Capitale de la province basque de la Soule, la ville de Mauléon-Licharre est également considérée comme la capitale de l’espadrille.

Si cette chaussure en toile à semelle de corde était fabriquée depuis longtemps des deux côtés des Pyrénées, c’est à partir du milieu du XIXe siècle qu’une industrie locale spécifique se développe à Mauléon. Au début du XXe siècle, le caoutchouc a peu à peu été employé pour les semelles des espadrilles. Natif de Mauléon, René Elissabide y créé la chaussure Pataugas en 1950 dont le nom viendrait de « pâte à gaz » car la pâte de caoutchouc de la semelle était chauffée à l’aide d’un réchaud à gaz. Le savoir-faire de la chaussure se perpétue à Mauleon-Licharre avec des ateliers d’espadrilles mais aussi des chaussures techniques comme des bottes de sécurité fabriquées par l’entreprise Etche Sécurité.

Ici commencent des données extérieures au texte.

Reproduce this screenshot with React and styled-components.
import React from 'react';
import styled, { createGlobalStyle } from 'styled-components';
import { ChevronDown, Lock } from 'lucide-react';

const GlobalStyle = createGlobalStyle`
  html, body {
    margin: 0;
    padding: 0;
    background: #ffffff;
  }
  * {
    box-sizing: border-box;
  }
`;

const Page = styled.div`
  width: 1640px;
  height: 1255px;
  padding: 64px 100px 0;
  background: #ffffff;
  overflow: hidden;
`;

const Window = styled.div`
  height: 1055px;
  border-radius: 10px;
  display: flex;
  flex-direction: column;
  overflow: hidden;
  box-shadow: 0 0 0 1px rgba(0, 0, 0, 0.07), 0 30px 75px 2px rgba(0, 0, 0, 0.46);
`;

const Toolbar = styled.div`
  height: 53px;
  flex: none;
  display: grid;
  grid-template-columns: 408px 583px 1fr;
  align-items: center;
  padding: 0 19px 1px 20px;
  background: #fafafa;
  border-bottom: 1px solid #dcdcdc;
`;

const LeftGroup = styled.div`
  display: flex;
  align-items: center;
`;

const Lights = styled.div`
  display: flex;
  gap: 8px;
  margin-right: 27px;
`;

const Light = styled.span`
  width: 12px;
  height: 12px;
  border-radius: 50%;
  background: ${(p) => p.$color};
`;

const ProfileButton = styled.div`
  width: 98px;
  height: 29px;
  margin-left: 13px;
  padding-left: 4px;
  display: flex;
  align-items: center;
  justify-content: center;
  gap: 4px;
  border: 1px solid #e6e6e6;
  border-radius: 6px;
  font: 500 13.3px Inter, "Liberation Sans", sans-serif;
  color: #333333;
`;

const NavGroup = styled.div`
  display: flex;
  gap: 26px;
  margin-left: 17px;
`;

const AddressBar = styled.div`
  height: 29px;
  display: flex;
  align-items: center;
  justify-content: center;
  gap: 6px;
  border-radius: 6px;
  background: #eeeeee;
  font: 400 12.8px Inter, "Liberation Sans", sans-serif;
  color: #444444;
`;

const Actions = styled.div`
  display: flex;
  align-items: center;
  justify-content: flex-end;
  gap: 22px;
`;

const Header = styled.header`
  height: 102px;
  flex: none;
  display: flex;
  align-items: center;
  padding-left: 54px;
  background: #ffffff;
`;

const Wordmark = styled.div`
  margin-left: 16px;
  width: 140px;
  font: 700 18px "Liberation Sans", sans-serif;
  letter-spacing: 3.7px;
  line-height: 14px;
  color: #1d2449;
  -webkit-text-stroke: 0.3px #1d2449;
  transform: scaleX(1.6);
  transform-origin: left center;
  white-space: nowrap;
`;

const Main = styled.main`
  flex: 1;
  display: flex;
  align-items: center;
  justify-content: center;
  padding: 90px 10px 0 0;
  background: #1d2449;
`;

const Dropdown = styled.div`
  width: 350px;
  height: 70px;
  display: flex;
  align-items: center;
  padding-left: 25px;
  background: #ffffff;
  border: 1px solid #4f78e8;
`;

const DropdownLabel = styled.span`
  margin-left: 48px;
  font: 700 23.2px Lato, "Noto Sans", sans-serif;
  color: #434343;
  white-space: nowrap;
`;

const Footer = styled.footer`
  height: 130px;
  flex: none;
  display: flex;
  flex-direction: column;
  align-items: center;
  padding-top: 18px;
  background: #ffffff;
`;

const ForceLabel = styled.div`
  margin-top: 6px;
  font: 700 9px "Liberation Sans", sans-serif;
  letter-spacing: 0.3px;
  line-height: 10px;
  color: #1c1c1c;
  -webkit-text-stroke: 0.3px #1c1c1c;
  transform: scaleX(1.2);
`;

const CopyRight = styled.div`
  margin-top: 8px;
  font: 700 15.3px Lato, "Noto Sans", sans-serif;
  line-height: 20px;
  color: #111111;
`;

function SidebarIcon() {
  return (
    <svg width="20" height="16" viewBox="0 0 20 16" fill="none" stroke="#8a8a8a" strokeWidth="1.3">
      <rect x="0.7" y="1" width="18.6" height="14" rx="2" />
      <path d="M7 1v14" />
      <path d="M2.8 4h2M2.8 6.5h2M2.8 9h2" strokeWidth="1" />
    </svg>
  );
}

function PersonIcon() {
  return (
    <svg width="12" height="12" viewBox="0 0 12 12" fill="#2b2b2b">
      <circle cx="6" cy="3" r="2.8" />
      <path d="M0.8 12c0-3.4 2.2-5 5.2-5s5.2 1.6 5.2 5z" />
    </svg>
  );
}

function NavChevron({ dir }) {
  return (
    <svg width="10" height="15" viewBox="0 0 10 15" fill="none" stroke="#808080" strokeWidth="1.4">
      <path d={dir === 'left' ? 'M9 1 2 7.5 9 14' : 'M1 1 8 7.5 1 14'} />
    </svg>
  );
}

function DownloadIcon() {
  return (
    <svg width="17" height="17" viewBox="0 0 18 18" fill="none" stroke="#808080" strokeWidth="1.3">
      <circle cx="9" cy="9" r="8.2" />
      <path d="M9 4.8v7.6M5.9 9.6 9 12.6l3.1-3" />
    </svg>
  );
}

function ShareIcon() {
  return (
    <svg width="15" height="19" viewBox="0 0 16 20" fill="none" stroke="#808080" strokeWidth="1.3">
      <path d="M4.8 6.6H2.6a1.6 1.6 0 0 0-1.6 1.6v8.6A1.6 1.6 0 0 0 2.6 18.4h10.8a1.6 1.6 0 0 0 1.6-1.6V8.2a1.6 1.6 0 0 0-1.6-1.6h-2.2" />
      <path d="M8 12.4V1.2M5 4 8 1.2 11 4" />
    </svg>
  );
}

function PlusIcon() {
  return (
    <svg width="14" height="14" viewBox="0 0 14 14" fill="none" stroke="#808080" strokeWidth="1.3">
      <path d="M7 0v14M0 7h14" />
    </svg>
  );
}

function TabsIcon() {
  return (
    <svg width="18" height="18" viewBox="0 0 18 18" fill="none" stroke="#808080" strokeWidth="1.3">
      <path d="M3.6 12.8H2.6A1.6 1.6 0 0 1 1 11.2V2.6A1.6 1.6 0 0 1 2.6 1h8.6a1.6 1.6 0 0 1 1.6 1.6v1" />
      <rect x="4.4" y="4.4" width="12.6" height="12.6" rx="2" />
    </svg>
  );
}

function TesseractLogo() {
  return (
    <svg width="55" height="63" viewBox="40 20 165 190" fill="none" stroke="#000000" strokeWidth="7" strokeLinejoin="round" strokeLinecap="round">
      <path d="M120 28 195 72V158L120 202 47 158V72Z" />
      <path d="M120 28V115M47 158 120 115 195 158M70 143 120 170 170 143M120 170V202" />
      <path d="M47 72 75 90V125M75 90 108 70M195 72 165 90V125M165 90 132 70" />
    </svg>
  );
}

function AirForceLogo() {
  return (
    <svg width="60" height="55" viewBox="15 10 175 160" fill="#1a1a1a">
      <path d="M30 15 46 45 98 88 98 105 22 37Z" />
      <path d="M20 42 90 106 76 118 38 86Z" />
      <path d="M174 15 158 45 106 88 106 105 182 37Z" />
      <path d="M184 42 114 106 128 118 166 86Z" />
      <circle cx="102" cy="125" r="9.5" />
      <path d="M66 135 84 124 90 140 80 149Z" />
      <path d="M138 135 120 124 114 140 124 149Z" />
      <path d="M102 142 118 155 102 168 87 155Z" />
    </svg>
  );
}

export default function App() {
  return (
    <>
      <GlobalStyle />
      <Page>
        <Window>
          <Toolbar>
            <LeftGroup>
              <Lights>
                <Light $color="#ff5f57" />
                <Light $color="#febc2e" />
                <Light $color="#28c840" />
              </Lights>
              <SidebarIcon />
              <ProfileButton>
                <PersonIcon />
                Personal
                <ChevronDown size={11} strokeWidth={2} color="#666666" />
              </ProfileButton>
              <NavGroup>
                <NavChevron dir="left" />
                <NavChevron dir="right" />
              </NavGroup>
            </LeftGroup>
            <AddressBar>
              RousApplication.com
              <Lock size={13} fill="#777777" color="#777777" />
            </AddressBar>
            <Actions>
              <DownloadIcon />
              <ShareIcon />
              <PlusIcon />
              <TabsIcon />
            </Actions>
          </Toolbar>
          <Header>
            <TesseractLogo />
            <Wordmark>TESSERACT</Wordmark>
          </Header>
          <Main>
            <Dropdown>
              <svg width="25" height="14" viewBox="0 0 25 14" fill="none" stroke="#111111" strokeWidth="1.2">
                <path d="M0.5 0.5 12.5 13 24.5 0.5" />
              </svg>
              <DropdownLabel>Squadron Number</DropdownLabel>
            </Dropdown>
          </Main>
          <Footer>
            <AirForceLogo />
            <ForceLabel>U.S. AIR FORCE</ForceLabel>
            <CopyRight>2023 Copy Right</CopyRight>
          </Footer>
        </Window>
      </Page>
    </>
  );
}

DE L’HÉVÉA À LA VULCANISATION

Pour fabriquer son caoutchouc, la société Emac utilise du caoutchouc naturel extrait de l’hévéa, un arbre dont les peuples du Brésil savaient extraire le latex (appelé caotchu) pour étanchéiser des objets. Au XIXe siècle, les chimistes européens inventent la vulcanisation qui transforme le caoutchouc en matière exploitable par l’industrie.

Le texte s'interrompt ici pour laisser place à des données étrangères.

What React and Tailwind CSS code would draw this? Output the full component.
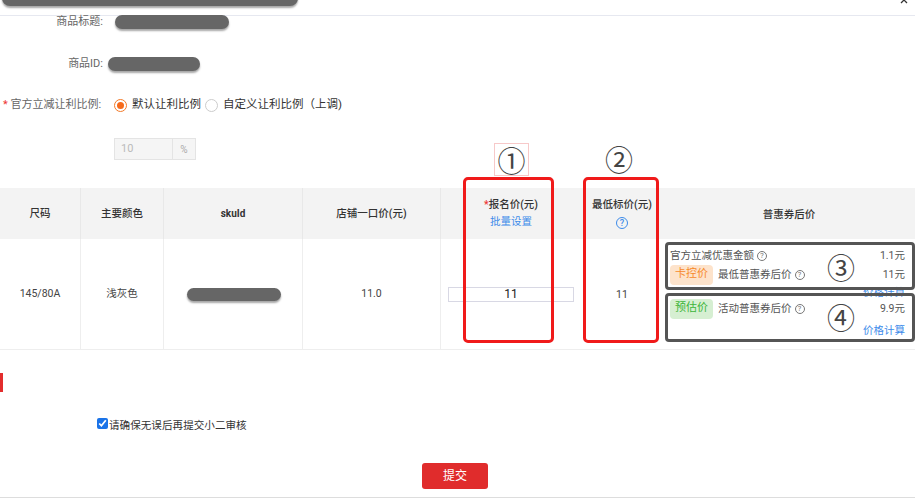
import React from 'react';

const cjk = "font-['Roboto','Noto_Sans_CJK_SC',sans-serif]";

function Pill({ className }) {
  return <div className={`rounded-full bg-[#666] shadow-[0_2px_2px_rgba(0,0,0,0.35)] ${className}`} />;
}

function Help({ blue }) {
  return (
    <span
      className={`inline-flex items-center justify-center rounded-full border leading-none ${
        blue ? 'w-[12px] h-[12px] border-[#3d8bea] text-[#3d8bea] text-[9px]' : 'w-[10px] h-[10px] border-[#777] text-[#777] text-[8px]'
      }`}
    >
      ?
    </span>
  );
}

function Tag({ children, tone }) {
  const cls = tone === 'orange' ? 'bg-[#fde3cb] text-[#f7892a]' : 'bg-[#d6efd2] text-[#3db53a]';
  return <span className={`inline-flex items-center justify-center w-[43px] h-[20px] rounded-[4px] text-[11px] ${cls}`}>{children}</span>;
}

export default function App() {
  const cols = 'grid grid-cols-[81px_83px_139px_138px_140px_82px_252px]';
  const digit = "absolute text-[28px] leading-none text-[#444] font-['Noto_Sans_CJK_SC',sans-serif]";
  return (
    <div className={`relative w-[915px] h-[503px] overflow-hidden bg-white text-[11px] text-[#666] ${cjk}`}>
      {/* top strip */}
      <div className="h-[16px] border-b border-[#e6e8f0] flex justify-between">
        <Pill className="ml-[2px] -mt-[10px] w-[296px] h-[16px]" />
        <svg width="8" height="8" viewBox="0 0 8 8" className="mr-[7px] -mt-[4px]">
          <path d="M1 1L7 7M7 1L1 7" stroke="#333" strokeWidth="1.3" />
        </svg>
      </div>

      {/* 商品标题 */}
      <div className="-mt-[1px] h-[14px] flex items-center">
        <span className="w-[103px] text-right">商品标题:</span>
        <Pill className="ml-[12px] w-[114px] h-[14px]" />
      </div>

      {/* 商品ID */}
      <div className="mt-[28px] h-[14px] flex items-center">
        <span className="w-[103px] text-right">商品ID:</span>
        <Pill className="ml-[5px] w-[92px] h-[14px]" />
      </div>

      {/* radio */}
      <div className="mt-[26px] h-[16px] flex items-center">
        <span className="w-[103px] pl-[3px] whitespace-nowrap">
          <span className="text-[#e33]">*</span> 官方立减让利比例:
        </span>
        <span className="ml-[11px] w-[13px] h-[13px] rounded-full border border-[#f27a2a] flex items-center justify-center">
          <span className="w-[7px] h-[7px] rounded-full bg-[#f66a1a]" />
        </span>
        <span className="ml-[5px] text-[11.5px] text-[#333]">默认让利比例</span>
        <span className="ml-[4px] w-[13px] h-[13px] rounded-full border border-[#ccc]" />
        <span className="ml-[5px] text-[11.5px] text-[#333]">自定义让利比例（上调)</span>
      </div>

      {/* ratio input */}
      <div className="mt-[25px] ml-[114px] h-[22px] flex">
        <div className="w-[59px] h-full bg-[#f5f5f5] border border-[#e4e4e4] flex items-center pl-[6px] text-[#bbb]">10</div>
        <div className="w-[23px] h-full bg-[#f5f5f5] border border-l-0 border-[#e4e4e4] flex items-center justify-center text-[#aaa] text-[10px]">%</div>
      </div>

      {/* table */}
      <div className="mt-[28px]">
        <div className={`${cols} h-[51px] bg-[#f3f3f3] text-[#333] font-medium text-[10.5px]`}>
          <div className="flex items-center justify-center border-r border-[#e8e8e8]">尺码</div>
          <div className="flex items-center justify-center border-r border-[#e8e8e8]">主要颜色</div>
          <div className="flex items-center justify-center border-r border-[#e8e8e8] font-bold text-[10px]">skuId</div>
          <div className="flex items-center justify-center border-r border-[#e8e8e8]">店铺一口价(元)</div>
          <div className="flex flex-col items-center justify-center">
            <span><span className="text-[#e33]">*</span>报名价(元)</span>
            <span className="text-[#3d8bea] font-normal mt-[1px]">批量设置</span>
          </div>
          <div className="flex flex-col items-center justify-center">
            <span>最低标价(元)</span>
            <span className="mt-[2px]"><Help blue /></span>
          </div>
          <div className="flex items-center justify-center pt-[2px]">普惠券后价</div>
        </div>

        <div className={`${cols} h-[111px] border-b border-[#eee] text-[#444] text-[10.5px]`}>
          <div className="flex items-center justify-center border-r border-[#eee] pb-[1px]">145/80A</div>
          <div className="flex items-center justify-center border-r border-[#eee]">浅灰色</div>
          <div className="flex items-center justify-center border-r border-[#eee] pl-[2px]">
            <Pill className="w-[94px] h-[13px]" />
          </div>
          <div className="flex items-center justify-center border-r border-[#eee]">11.0</div>
          <div className="flex items-center pl-[7px]">
            <div className="w-[126px] h-[15px] border border-[#d8d8e4] flex items-center justify-center text-[12px] text-[#222]">11</div>
          </div>
          <div className="flex items-center justify-center pt-[2px]">11</div>
          <div className="flex flex-col pl-[7px] pr-[10px] text-[10.5px] text-[#555]">
            <div className="mt-[11px] h-[12px] flex items-center justify-between">
              <span className="flex items-center gap-[3px]">官方立减优惠金额 <Help /></span>
              <span>1.1元</span>
            </div>
            <div className="mt-[3px] h-[19px] flex items-center justify-between">
              <span className="flex items-center gap-[5px]">
                <Tag tone="orange">卡控价</Tag>
                <span className="flex items-center gap-[3px]">最低普惠券后价 <Help /></span>
              </span>
              <span>11元</span>
            </div>
            <div className="mt-[3px] h-[12px] flex items-center justify-end text-[#3d8bea]">价格计算</div>
            <div className="-mt-[1px] h-[21px] flex items-center justify-between">
              <span className="flex items-center gap-[5px]">
                <Tag tone="green">预估价</Tag>
                <span className="flex items-center gap-[3px]">活动普惠券后价 <Help /></span>
              </span>
              <span>9.9元</span>
            </div>
            <div className="mt-[6px] h-[12px] flex items-center justify-end text-[#3d8bea]">价格计算</div>
          </div>
        </div>
      </div>

      {/* red marker */}
      <div className="mt-[23px] w-[3px] h-[19px] bg-[#e32d2d]" />

      {/* confirm */}
      <div className="mt-[24px] ml-[97px] h-[16px] flex items-start">
        <input type="checkbox" checked readOnly className="m-0 mt-[2px] w-[11px] h-[11px] accent-[#1a73e8]" />
        <span className="ml-[1px] mt-[3px] leading-[14px] text-[10.6px] text-[#333]">请确保无误后再提交小二审核</span>
      </div>

      {/* submit */}
      <div className="mt-[31px] ml-[422px] w-[66px] h-[26px] rounded-[3px] bg-[#e02c2c] flex items-center justify-center text-white text-[12px]">
        提交
      </div>
      <div className="mt-[8px] border-t border-[#ddd]" />

      {/* annotations */}
      <div className="absolute left-[494px] top-[143px] w-[35px] h-[33px] border border-[#f7c9c9] flex items-center justify-center text-[28px] leading-none text-[#444] font-['Noto_Sans_CJK_SC',sans-serif]">①</div>
      <div className={`${digit} left-[605px] top-[145px]`}>②</div>
      <div className="absolute left-[463px] top-[177px] w-[91px] h-[166px] border-[3px] border-[#f01a1a] rounded-[5px]" />
      <div className="absolute left-[583px] top-[177px] w-[76px] h-[166px] border-[3px] border-[#f01a1a] rounded-[5px]" />
      <div className="absolute left-[665px] top-[242px] w-[250px] h-[48px] border-[3px] border-[#555] rounded-[4px]" />
      <div className="absolute left-[665px] top-[293px] w-[250px] h-[49px] border-[3px] border-[#555] rounded-[4px]" />
      <div className={`${digit} left-[827px] top-[253px]`}>③</div>
      <div className={`${digit} left-[827px] top-[303px]`}>④</div>
    </div>
  );
}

Aujourd’hui 90 % du caoutchouc naturel provient d’Asie du Sud-Est. Emac utilise aussi du caoutchouc synthétique, un matériau issu de la pétrochimie inventé au début du XXe siècle puis décliné aujourd’hui en de nombreuses formules. Qu’il soit naturel ou synthétique, le caoutchouc est mélangé à d’autres ingrédients comme des charges claires (craie, silice) ou noires (noirs de carbone). Emac utilise un panel de 700 ingrédients et matières premières différentes. Après ces opérations de mélangeage, c’est la vulcanisation, délicate cuisson du mélange pour le transformer en un caoutchouc adapté à son usage final.